**OBJECTIVE:** In the material below, list every line carrying the string "TypeScript".

**PROVIDED MATERIAL:**
━━━━━━━━
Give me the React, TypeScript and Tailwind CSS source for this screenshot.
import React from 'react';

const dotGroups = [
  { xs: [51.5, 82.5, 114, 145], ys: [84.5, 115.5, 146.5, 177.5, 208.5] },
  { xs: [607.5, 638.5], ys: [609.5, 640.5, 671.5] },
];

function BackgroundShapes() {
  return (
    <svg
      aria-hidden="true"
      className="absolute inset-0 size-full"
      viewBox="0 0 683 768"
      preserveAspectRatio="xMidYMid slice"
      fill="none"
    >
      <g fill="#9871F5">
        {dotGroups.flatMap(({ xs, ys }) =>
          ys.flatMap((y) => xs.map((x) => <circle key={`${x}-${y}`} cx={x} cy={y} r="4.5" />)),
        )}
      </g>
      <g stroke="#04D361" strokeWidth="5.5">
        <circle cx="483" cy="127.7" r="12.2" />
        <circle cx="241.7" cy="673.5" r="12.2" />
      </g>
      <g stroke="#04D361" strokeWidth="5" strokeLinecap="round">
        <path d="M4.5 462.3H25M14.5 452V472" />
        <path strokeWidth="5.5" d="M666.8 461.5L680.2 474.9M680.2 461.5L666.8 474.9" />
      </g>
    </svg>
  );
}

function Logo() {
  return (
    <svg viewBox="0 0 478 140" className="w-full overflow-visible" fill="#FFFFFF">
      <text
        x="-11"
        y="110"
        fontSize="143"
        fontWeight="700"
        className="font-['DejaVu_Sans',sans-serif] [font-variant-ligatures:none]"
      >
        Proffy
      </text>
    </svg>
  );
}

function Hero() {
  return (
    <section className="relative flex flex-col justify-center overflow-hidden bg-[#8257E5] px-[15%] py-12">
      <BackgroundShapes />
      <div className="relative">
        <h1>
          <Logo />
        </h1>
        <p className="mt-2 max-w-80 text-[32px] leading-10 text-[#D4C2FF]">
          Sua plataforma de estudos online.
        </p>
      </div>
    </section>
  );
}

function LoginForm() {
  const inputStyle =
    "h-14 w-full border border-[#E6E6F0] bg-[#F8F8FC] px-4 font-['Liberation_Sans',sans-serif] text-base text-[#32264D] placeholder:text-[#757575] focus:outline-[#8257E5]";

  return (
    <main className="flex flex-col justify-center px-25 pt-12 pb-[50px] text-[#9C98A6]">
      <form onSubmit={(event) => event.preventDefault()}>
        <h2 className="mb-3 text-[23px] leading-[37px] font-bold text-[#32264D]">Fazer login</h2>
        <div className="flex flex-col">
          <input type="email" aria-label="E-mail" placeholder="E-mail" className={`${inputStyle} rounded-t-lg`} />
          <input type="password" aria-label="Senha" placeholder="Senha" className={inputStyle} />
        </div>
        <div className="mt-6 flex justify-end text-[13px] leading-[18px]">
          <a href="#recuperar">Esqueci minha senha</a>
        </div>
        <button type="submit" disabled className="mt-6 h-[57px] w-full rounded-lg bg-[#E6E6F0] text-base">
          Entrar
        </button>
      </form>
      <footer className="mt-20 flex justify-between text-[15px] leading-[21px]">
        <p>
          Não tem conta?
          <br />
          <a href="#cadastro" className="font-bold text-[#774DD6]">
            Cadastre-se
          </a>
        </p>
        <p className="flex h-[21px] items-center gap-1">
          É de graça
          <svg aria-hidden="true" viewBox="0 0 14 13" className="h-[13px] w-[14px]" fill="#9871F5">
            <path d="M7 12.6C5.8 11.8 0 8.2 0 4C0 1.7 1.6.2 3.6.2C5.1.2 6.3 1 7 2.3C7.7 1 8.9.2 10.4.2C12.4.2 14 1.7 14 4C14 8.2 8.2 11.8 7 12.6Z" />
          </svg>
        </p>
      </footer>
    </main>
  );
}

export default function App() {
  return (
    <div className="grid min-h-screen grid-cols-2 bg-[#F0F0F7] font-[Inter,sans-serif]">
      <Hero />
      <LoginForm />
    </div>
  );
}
━━━━━━━━
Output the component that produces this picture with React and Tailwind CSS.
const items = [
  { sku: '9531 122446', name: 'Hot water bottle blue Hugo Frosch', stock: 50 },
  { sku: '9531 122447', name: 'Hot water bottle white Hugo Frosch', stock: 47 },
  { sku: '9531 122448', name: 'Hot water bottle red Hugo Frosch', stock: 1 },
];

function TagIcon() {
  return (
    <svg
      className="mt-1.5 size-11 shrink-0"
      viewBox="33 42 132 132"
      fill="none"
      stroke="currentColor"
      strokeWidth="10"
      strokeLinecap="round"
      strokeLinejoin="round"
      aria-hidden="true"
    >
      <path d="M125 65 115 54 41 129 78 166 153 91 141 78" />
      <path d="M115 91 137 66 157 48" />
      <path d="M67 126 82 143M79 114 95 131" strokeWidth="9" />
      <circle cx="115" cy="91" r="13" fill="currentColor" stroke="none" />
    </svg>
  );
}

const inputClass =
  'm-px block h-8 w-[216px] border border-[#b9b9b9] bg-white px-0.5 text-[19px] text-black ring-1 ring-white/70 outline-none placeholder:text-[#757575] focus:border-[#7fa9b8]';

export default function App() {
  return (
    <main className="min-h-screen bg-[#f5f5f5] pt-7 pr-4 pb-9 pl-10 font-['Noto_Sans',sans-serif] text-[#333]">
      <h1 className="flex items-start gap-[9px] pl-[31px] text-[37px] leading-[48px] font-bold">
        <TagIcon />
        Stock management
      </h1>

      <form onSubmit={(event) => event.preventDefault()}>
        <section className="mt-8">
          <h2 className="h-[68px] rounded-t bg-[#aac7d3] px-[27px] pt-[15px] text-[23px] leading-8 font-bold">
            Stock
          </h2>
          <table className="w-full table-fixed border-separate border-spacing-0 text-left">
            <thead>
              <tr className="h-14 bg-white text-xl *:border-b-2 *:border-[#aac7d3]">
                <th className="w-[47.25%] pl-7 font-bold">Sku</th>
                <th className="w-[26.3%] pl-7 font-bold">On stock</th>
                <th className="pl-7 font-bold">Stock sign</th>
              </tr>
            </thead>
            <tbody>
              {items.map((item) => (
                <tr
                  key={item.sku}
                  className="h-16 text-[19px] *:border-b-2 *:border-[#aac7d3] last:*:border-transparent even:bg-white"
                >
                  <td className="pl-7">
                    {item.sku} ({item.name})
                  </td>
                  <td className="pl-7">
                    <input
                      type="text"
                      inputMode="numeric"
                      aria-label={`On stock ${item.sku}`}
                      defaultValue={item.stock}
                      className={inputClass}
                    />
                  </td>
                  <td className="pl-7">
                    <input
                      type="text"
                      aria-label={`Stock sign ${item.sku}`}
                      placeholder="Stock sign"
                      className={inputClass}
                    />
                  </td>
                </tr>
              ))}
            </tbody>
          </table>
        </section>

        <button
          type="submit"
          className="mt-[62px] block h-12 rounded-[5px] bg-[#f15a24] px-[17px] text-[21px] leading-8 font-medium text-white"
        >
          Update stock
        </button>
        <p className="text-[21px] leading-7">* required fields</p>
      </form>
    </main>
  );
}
━━━━━━━━
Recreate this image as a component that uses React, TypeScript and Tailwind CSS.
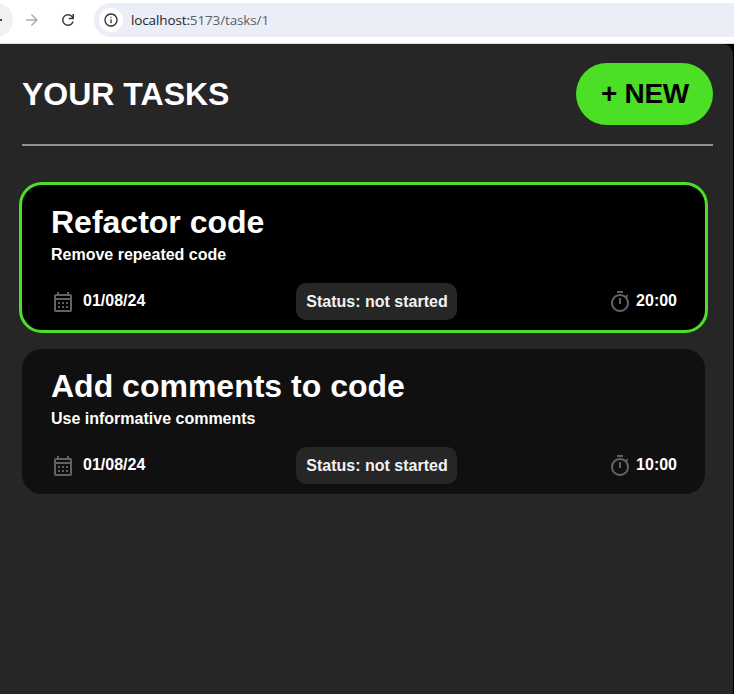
━━━━━━━━
**THE ANSWER:**
Give me the React, TypeScript and Tailwind CSS source for this screenshot.
Recreate this image as a component that uses React, TypeScript and Tailwind CSS.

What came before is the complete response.